■ Raw data:

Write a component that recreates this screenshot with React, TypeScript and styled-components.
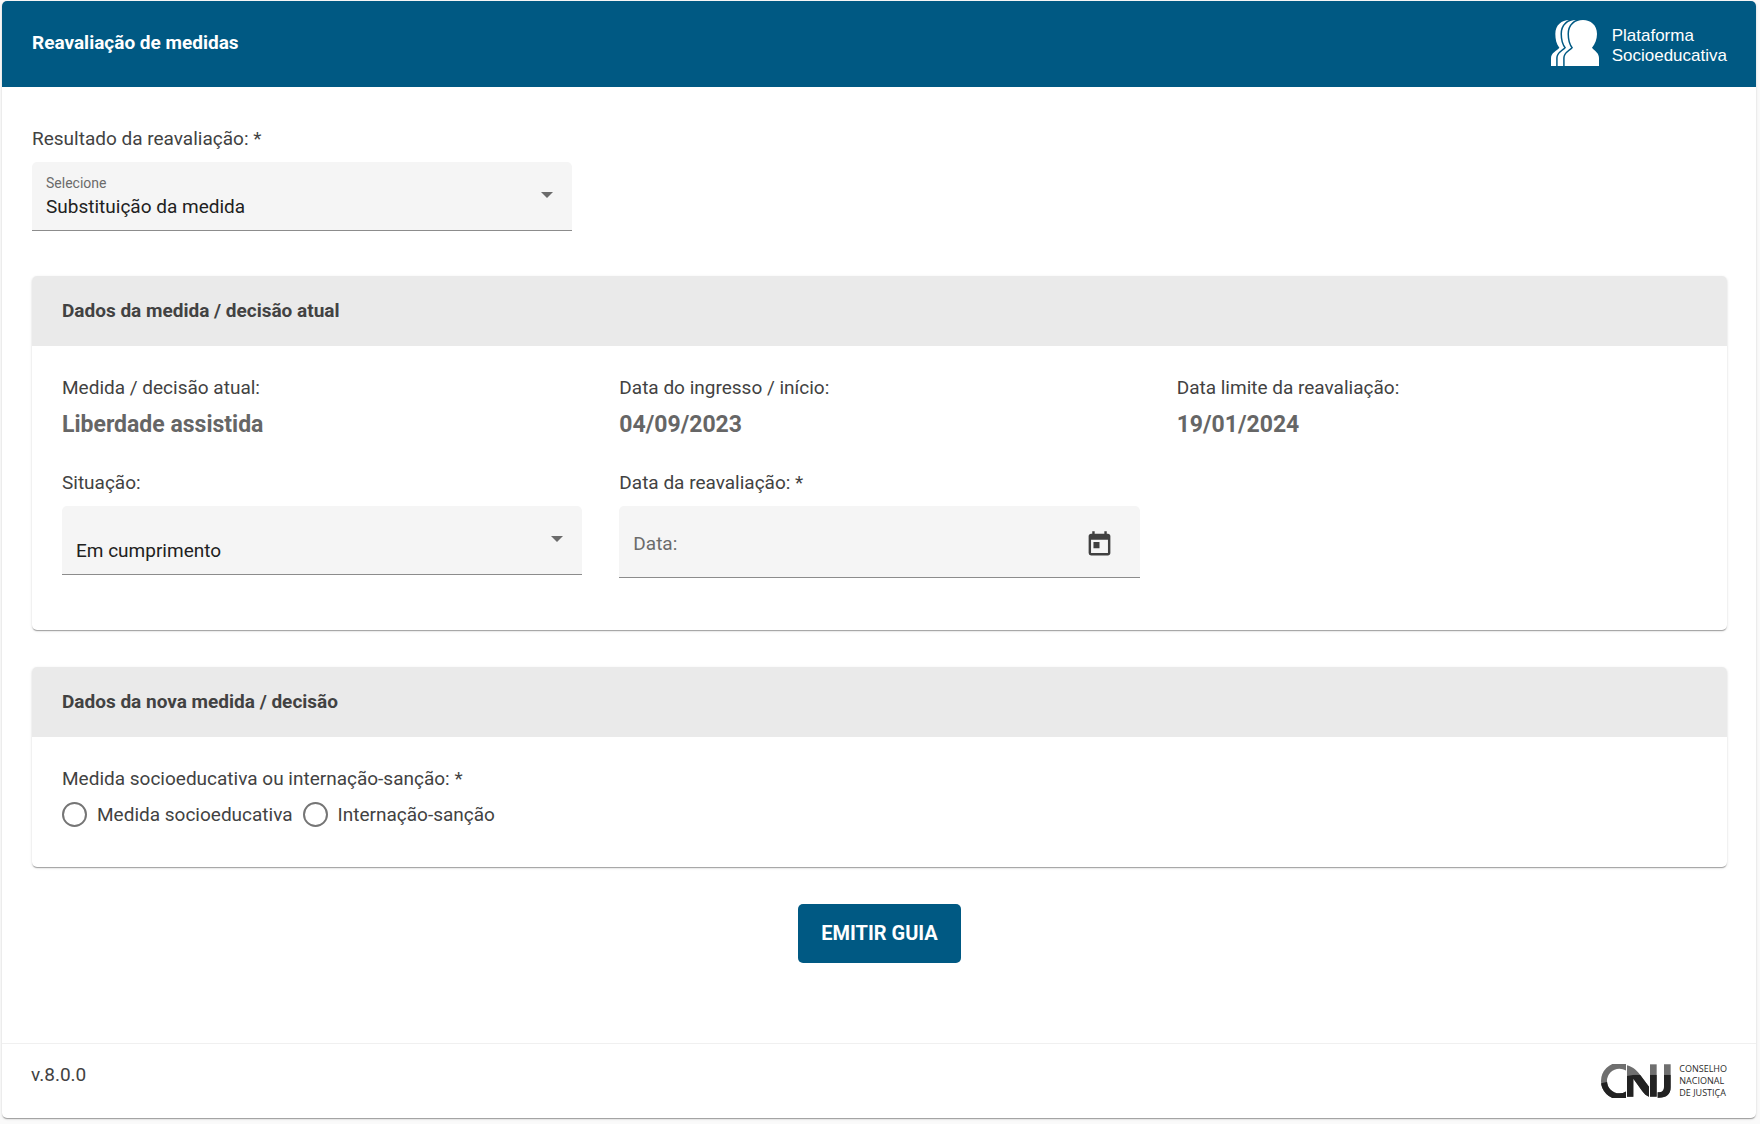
import React from "react";
import styled, { createGlobalStyle } from "styled-components";
import { MdToday } from "react-icons/md";

const GlobalStyle = createGlobalStyle`
  *, *::before, *::after { box-sizing: border-box; }
  body {
    margin: 0;
    background: #fafafa;
    color: #424242;
    font-family: Roboto, "Liberation Sans", sans-serif;
    font-size: 19px;
    line-height: 24px;
  }
`;

const elevation = `
  box-shadow: 0 2px 1px -1px rgba(0, 0, 0, 0.2), 0 1px 1px 0 rgba(0, 0, 0, 0.14),
    0 1px 3px 0 rgba(0, 0, 0, 0.12);
`;

const Page = styled.div`
  margin: 1px 4px 4px 2px;
  display: flex;
  flex-direction: column;
  background: #fff;
  border-radius: 5px;
  ${elevation}
`;

const TopBar = styled.header`
  display: flex;
  justify-content: space-between;
  align-items: center;
  padding: 19px 29px 21px 30px;
  background: #005983;
  color: #fff;
  border-radius: 5px 5px 0 0;
`;

const PageTitle = styled.h1`
  margin: 0;
  font-size: 19px;
  line-height: 24px;
  font-weight: 700;
`;

const Brand = styled.div`
  display: flex;
  align-items: flex-end;
  gap: 13px;
  font-family: "Liberation Sans", Arial, sans-serif;
  font-size: 17px;
  line-height: 20px;
`;

const Form = styled.form`
  padding: 40px 29px 80px 30px;
  display: flex;
  flex-direction: column;
`;

const Columns = styled.div`
  display: grid;
  grid-template-columns: repeat(3, minmax(0, 1fr));
  gap: 32px 37px;
  align-items: start;
`;

const Field = styled.div`
  display: flex;
  flex-direction: column;
  gap: 11px;
`;

const Label = styled.label`
  line-height: 24px;
`;

const Control = styled.div<{ $height: number }>`
  position: relative;
  height: ${(p) => p.$height}px;
  display: flex;
  align-items: center;
  background: #f5f5f5;
  border-bottom: 1px solid #8c8c8c;
  border-radius: 5px 5px 0 0;
`;

const Hint = styled.span`
  position: absolute;
  top: 12px;
  left: 14px;
  font-size: 14px;
  line-height: 18px;
  color: #6b6b6b;
  pointer-events: none;
`;

const Select = styled.select`
  appearance: none;
  width: 100%;
  height: 100%;
  padding: 21px 44px 0 14px;
  border: 0;
  background: transparent;
  color: #212121;
  font: inherit;
`;

const Arrow = styled.svg`
  position: absolute;
  top: 30px;
  right: 19px;
  pointer-events: none;
`;

const DateInput = styled.input`
  flex: 1;
  min-width: 0;
  height: 100%;
  padding: 4px 14px 0;
  border: 0;
  background: transparent;
  color: #212121;
  font: inherit;
  &::placeholder {
    color: #6b6b6b;
    opacity: 1;
  }
`;

const IconButton = styled.button`
  margin: 5px 26px 0 0;
  padding: 0;
  border: 0;
  display: flex;
  background: transparent;
  color: #404040;
  font-size: 29px;
`;

const Card = styled.section`
  margin-top: 37px;
  background: #fff;
  border-radius: 5px;
  ${elevation}
`;

const FirstCard = styled(Card)`
  margin-top: 45px;
`;

const CardTitle = styled.h2`
  margin: 0;
  padding: 23px 30px;
  background: #eaeaea;
  border-radius: 5px 5px 0 0;
  font-size: 19px;
  line-height: 24px;
  font-weight: 700;
`;

const CardBody = styled.div<{ $bottom: number }>`
  padding: 30px 30px ${(p) => p.$bottom}px;
`;

const Value = styled.strong`
  font-size: 23px;
  line-height: 28px;
  font-weight: 700;
  color: #666;
`;

const RadioGroup = styled.fieldset`
  margin: 0;
  padding: 0;
  border: 0;
`;

const Legend = styled.legend`
  padding: 0;
  margin-bottom: 11px;
`;

const RadioRow = styled.div`
  display: flex;
  gap: 10px;
`;

const RadioLabel = styled.label`
  display: flex;
  align-items: center;
  gap: 10px;
`;

const Radio = styled.input`
  appearance: none;
  margin: 0;
  width: 25px;
  height: 25px;
  border: 2px solid #757575;
  border-radius: 50%;
  &:checked {
    background: radial-gradient(#005983 45%, transparent 50%);
    border-color: #005983;
  }
`;

const Submit = styled.button`
  align-self: center;
  margin-top: 37px;
  padding: 17px 23px 18px;
  border: 0;
  border-radius: 5px;
  background: #005983;
  color: #fff;
  font: inherit;
  font-size: 20px;
  font-weight: 700;
`;

const Footer = styled.footer`
  display: flex;
  justify-content: space-between;
  align-items: flex-start;
  padding: 19px 29px;
  border-top: 1px solid #f0f0f0;
`;

const Institution = styled.div`
  display: flex;
  align-items: center;
  gap: 8px;
  font-family: "Open Sans", "Noto Sans", sans-serif;
  font-size: 9px;
  line-height: 12px;
  color: #2b2b2b;
`;

const profile =
  "M41 138V114C41 98 58 93 66 83C57 72 54 58 54 42C54 15 73 0 96 0C119 0 138 15 138 42C138 58 132 72 123 83C131 93 144 98 144 114V138Z";

function PeopleMark() {
  return (
    <svg width="48" height="46" viewBox="0 0 144 138" aria-hidden="true">
      {[-41, -21, 0].map((shift) => (
        <g key={shift} transform={`translate(${shift} 0)`}>
          <path d={profile} fill="none" stroke="#005983" strokeWidth="9" />
          <path d={profile} fill="#fff" />
        </g>
      ))}
    </svg>
  );
}

function CnjMark() {
  return (
    <svg width="70" height="34" viewBox="0 0 210 102" role="img" aria-label="CNJ">
      <defs>
        <clipPath id="ringCut">
          <rect x="0" y="0" width="75" height="102" />
        </clipPath>
        <clipPath id="lowerTone">
          <path d="M0 58C30 52 50 46 78 36L100 32H210V102H0Z" />
        </clipPath>
        <g id="mark">
          <circle cx="55" cy="51" r="46" fill="none" strokeWidth="18" clipPath="url(#ringCut)" />
          <path stroke="none" d="M78 4C98 10 108 20 120 36L144 68V98C136 96 130 90 124 82L97 44V98H78Z" />
          <rect stroke="none" x="147" y="1" width="20" height="97" />
          <path stroke="none" d="M189 1H209V70C209 92 196 102 170 101V85C184 85 189 80 189 68Z" />
        </g>
      </defs>
      <use href="#mark" fill="#6f6f6f" stroke="#6f6f6f" />
      <g clipPath="url(#lowerTone)">
        <use href="#mark" fill="#222" stroke="#222" />
      </g>
    </svg>
  );
}

function DropArrow() {
  return (
    <Arrow width="12" height="6" viewBox="0 0 12 6" aria-hidden="true">
      <path d="M0 0H12L6 6Z" fill="#6b6b6b" />
    </Arrow>
  );
}

export default function App() {
  return (
    <>
      <GlobalStyle />
      <Page>
        <TopBar>
          <PageTitle>Reavaliação de medidas</PageTitle>
          <Brand>
            <PeopleMark />
            <span>
              Plataforma
              <br />
              Socioeducativa
            </span>
          </Brand>
        </TopBar>

        <Form onSubmit={(e) => e.preventDefault()}>
          <Columns>
            <Field>
              <Label htmlFor="resultado">Resultado da reavaliação: *</Label>
              <Control $height={69}>
                <Hint>Selecione</Hint>
                <Select id="resultado" defaultValue="substituicao">
                  <option value="substituicao">Substituição da medida</option>
                </Select>
                <DropArrow />
              </Control>
            </Field>
          </Columns>

          <FirstCard>
            <CardTitle>Dados da medida / decisão atual</CardTitle>
            <CardBody $bottom={52}>
              <Columns>
                <Field>
                  <span>Medida / decisão atual:</span>
                  <Value>Liberdade assistida</Value>
                </Field>
                <Field>
                  <span>Data do ingresso / início:</span>
                  <Value>04/09/2023</Value>
                </Field>
                <Field>
                  <span>Data limite da reavaliação:</span>
                  <Value>19/01/2024</Value>
                </Field>
                <Field>
                  <Label htmlFor="situacao">Situação:</Label>
                  <Control $height={69}>
                    <Select id="situacao" defaultValue="cumprimento">
                      <option value="cumprimento">Em cumprimento</option>
                    </Select>
                    <DropArrow />
                  </Control>
                </Field>
                <Field>
                  <Label htmlFor="data">Data da reavaliação: *</Label>
                  <Control $height={72}>
                    <DateInput id="data" type="text" placeholder="Data:" />
                    <IconButton type="button" aria-label="Abrir calendário">
                      <MdToday />
                    </IconButton>
                  </Control>
                </Field>
              </Columns>
            </CardBody>
          </FirstCard>

          <Card>
            <CardTitle>Dados da nova medida / decisão</CardTitle>
            <CardBody $bottom={40}>
              <RadioGroup>
                <Legend>Medida socioeducativa ou internação-sanção: *</Legend>
                <RadioRow>
                  <RadioLabel>
                    <Radio type="radio" name="tipo" value="medida" />
                    Medida socioeducativa
                  </RadioLabel>
                  <RadioLabel>
                    <Radio type="radio" name="tipo" value="internacao" />
                    Internação-sanção
                  </RadioLabel>
                </RadioRow>
              </RadioGroup>
            </CardBody>
          </Card>

          <Submit type="submit">EMITIR GUIA</Submit>
        </Form>

        <Footer>
          <span>v.8.0.0</span>
          <Institution>
            <CnjMark />
            <span>
              CONSELHO
              <br />
              NACIONAL
              <br />
              DE JUSTIÇA
            </span>
          </Institution>
        </Footer>
      </Page>
    </>
  );
}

■ What is required: Take every line from the data above that holds "components" and copy it out.

■ Result of this task:
Write a component that recreates this screenshot with React, TypeScript and styled-components.
import styled, { createGlobalStyle } from "styled-components";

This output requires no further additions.